A Photographers Guide to Grand Canyon National Park
The Grand Canyon is for most visitors a must-see when they come to the Southwest. The National Park can be visited on each side of the Canyon - South Rim and North Rim. Each of them has beautiful Viewpoints. If you are really into hiking you can even do the Rim to Rim crossing from North Rim to South Rim and get the full Grand Canyon experience. This article will show you the best photography spots and Hiking opportunities and when to go where for the best light!

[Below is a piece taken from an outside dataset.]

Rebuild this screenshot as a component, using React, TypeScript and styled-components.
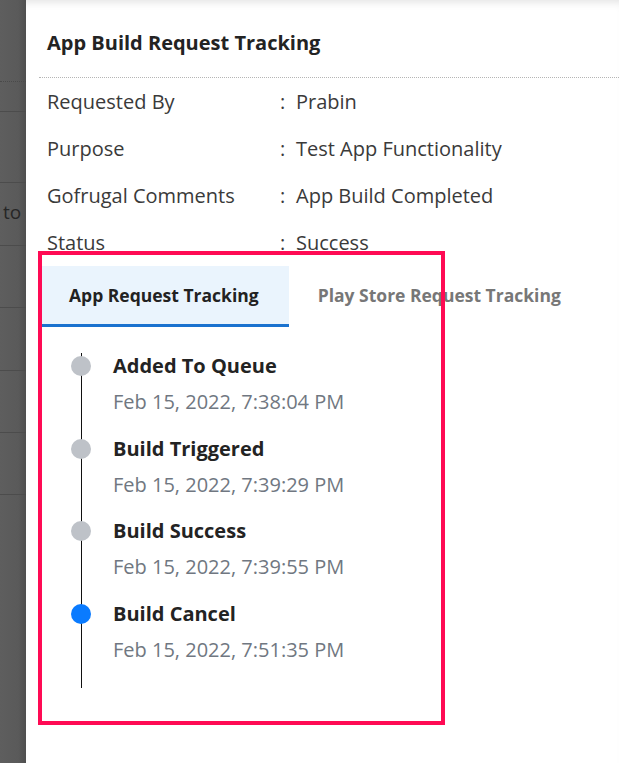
import React from "react";
import styled, { createGlobalStyle } from "styled-components";

interface IDetail {
  label: string;
  value: string;
}

interface IStep {
  title: string;
  date: string;
  active?: boolean;
}

const details: IDetail[] = [
  { label: "Requested By", value: "Prabin" },
  { label: "Purpose", value: "Test App Functionality" },
  { label: "Gofrugal Comments", value: "App Build Completed" },
  { label: "Status", value: "Success" },
];

const steps: IStep[] = [
  { title: "Added To Queue", date: "Feb 15, 2022, 7:38:04 PM" },
  { title: "Build Triggered", date: "Feb 15, 2022, 7:39:29 PM" },
  { title: "Build Success", date: "Feb 15, 2022, 7:39:55 PM" },
  { title: "Build Cancel", date: "Feb 15, 2022, 7:51:35 PM", active: true },
];

function App() {
  return (
    <>
      <GlobalStyle />
      <Page>
        <Backdrop>
          <BackdropRow height={82} dotted />
          <BackdropRow height={30} />
          <BackdropRow height={71} />
          <BackdropRow height={63}>to</BackdropRow>
          <BackdropRow height={62} />
          <BackdropRow height={63} />
          <BackdropRow height={62} />
          <BackdropRow height={62} />
        </Backdrop>
        <Drawer>
          <Header>
            <Title>App Build Request Tracking</Title>
          </Header>
          <Details>
            {details.map((d) => (
              <DetailRow key={d.label}>
                <Label>{d.label}</Label>
                <Colon>:</Colon>
                <Value>{d.value}</Value>
              </DetailRow>
            ))}
          </Details>
          <Tracking>
            <Tabs>
              <Tab active>App Request Tracking</Tab>
              <Tab>Play Store Request Tracking</Tab>
            </Tabs>
            <Timeline>
              {steps.map((s) => (
                <Step key={s.title} active={s.active}>
                  <StepTitle>{s.title}</StepTitle>
                  <StepDate>{s.date}</StepDate>
                </Step>
              ))}
            </Timeline>
          </Tracking>
        </Drawer>
      </Page>
    </>
  );
}

export default App;

const GlobalStyle = createGlobalStyle`
  html, body {
    margin: 0;
    padding: 0;
    height: 763px;
    overflow: hidden;
    background: #fff;
    font-family: "Open Sans", "Noto Sans", sans-serif;
  }
`;

const Page = styled.div`
  display: flex;
  width: 619px;
  height: 763px;
  overflow: hidden;
`;

const Backdrop = styled.div`
  width: 26px;
  flex-shrink: 0;
  display: flex;
  flex-direction: column;
  background: linear-gradient(to right, #5e5e5e 0%, #5a5a5a 70%, #4f4f4f 100%);
`;

const BackdropRow = styled.div<{ height: number; dotted?: boolean }>`
  height: ${(p) => p.height}px;
  flex-shrink: 0;
  box-sizing: border-box;
  border-bottom: 1px ${(p) => (p.dotted ? "dotted #4a4a4a" : "solid #4c4c4c")};
  font-size: 19px;
  line-height: ${(p) => p.height - 4}px;
  padding-left: 3px;
  color: #262626;
  overflow: hidden;
`;

const Drawer = styled.div`
  flex: 1;
  display: flex;
  flex-direction: column;
  background: #fff;
  box-shadow: inset 0 8px 8px -6px rgba(0, 0, 0, 0.12);
`;

const Header = styled.div`
  margin-left: 13px;
  padding: 26px 0 0 8px;
  height: 51px;
  border-bottom: 1px dotted #b5b5b5;
`;

const Title = styled.h1`
  margin: 0;
  font-size: 20px;
  line-height: 34px;
  font-weight: 700;
  color: #232323;
`;

const Details = styled.div`
  display: flex;
  flex-direction: column;
  padding-left: 21px;
`;

const DetailRow = styled.div`
  display: flex;
  align-items: center;
  height: 47px;
  font-size: 20px;
  color: #3a3a3a;
`;

const Label = styled.span`
  width: 233px;
`;

const Colon = styled.span`
  width: 16px;
`;

const Value = styled.span``;

const Tracking = styled.section`
  position: relative;
  margin-left: 16px;
  width: 399px;
  padding-bottom: 33px;

  &::after {
    content: "";
    position: absolute;
    top: -15px;
    left: -4px;
    right: -4px;
    bottom: -4px;
    border: 4px solid #ff0a54;
    pointer-events: none;
  }
`;

const Tabs = styled.div`
  display: flex;
  gap: 2px;
`;

const Tab = styled.div<{ active?: boolean }>`
  height: 58px;
  padding: 0 30px 0 27px;
  display: flex;
  align-items: center;
  font-size: 17.5px;
  font-weight: 700;
  white-space: nowrap;
  color: ${(p) => (p.active ? "#222" : "#777")};
  background: ${(p) => (p.active ? "#eaf4fd" : "transparent")};
  border-bottom: 3px solid ${(p) => (p.active ? "#1a72cf" : "transparent")};
`;

const Timeline = styled.div`
  margin: 39px 0 0 39px;
  border-left: 1px solid #111;
  padding-bottom: 5px;

  & > :first-child {
    margin-top: -13px;
  }
`;

const Step = styled.div<{ active?: boolean }>`
  position: relative;
  padding: 0 0 20.5px 31px;

  &::before {
    content: "";
    position: absolute;
    left: -11px;
    top: 3px;
    width: 20px;
    height: 20px;
    border-radius: 50%;
    background: ${(p) => (p.active ? "#0a7bff" : "#bec2c8")};
  }
`;

const StepTitle = styled.div`
  font-size: 20px;
  line-height: 26px;
  font-weight: 700;
  color: #232323;
`;

const StepDate = styled.div`
  margin-top: 10px;
  font-size: 20px;
  line-height: 26px;
  color: #707781;
`;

When you’re going to go to Grand Canyon Nationalpark you’re most likely going to go to the South Rim. Here are more tourists but you also get the most iconic views. From there two of the trails start down into the canyon. The big campgrounds are also to be found here. The following link shows all the viewpoints along South Rim. Some parts of the roads are closed to private vehicles in summer months and can only be driven by national park busses.
South Kaibab Trail
The South Kaibab Trail is one of the two paths down to the river. The trail leads in 10 km (6,5 miles) with an elevation gain of about 1500 m (4.793 feet) down to Phantom Range Campground in the canyon. National Park Services warns you to not walk down and up again in one day because of the length and heat. The problem is that you need to make reservations for the campground many months in advance and it is (nearly) impossible to get a space for spontaneous people like us. But as we are used to walking long trails we decided to give it a try. We started our walk down at about 5 AM with a few other people. We saw the sun rising and had beautiful light and views as we walked down. It was quite a long and as we hiked over the bridge over the Colorado river we were happy to get a break. We had lunch and a swim in the river while we watched some whitewater rafters getting a rest there too. At some point, we had to start our walk up again. So we began to walk up Bright Angel Trail.
Bright Angel Trail
The Bright Angel Trail is more famous. Here most of the Canyon Crossing People walk up. The walk down from North Rim and go up to South Rim which is even a little bit longer than our trip. The total length from top to Phantom Range is 15,5 km (9,6 miles) with again an elevation gain of about 1500 m (4.793 feet). As we walked up the trail we passed the campground and crossed the river again before the trail was getting steeper. It was a strenuous hike up and the further we came up the more breaks we needed. Also the people got more the further we went up as many of them had to make lots of breaks. Indian Garden campground is at about half of the trail and is also a nice destination for a shorter walk from the Rim. As you already see the Rim from about the last 3 miles you think that the end must be near. But then again you look at the map and it says 2 miles…
We were really happy when we reached the Rim at about 6pm. Then we got some ice cream and watched the sunset from the viewpoint there.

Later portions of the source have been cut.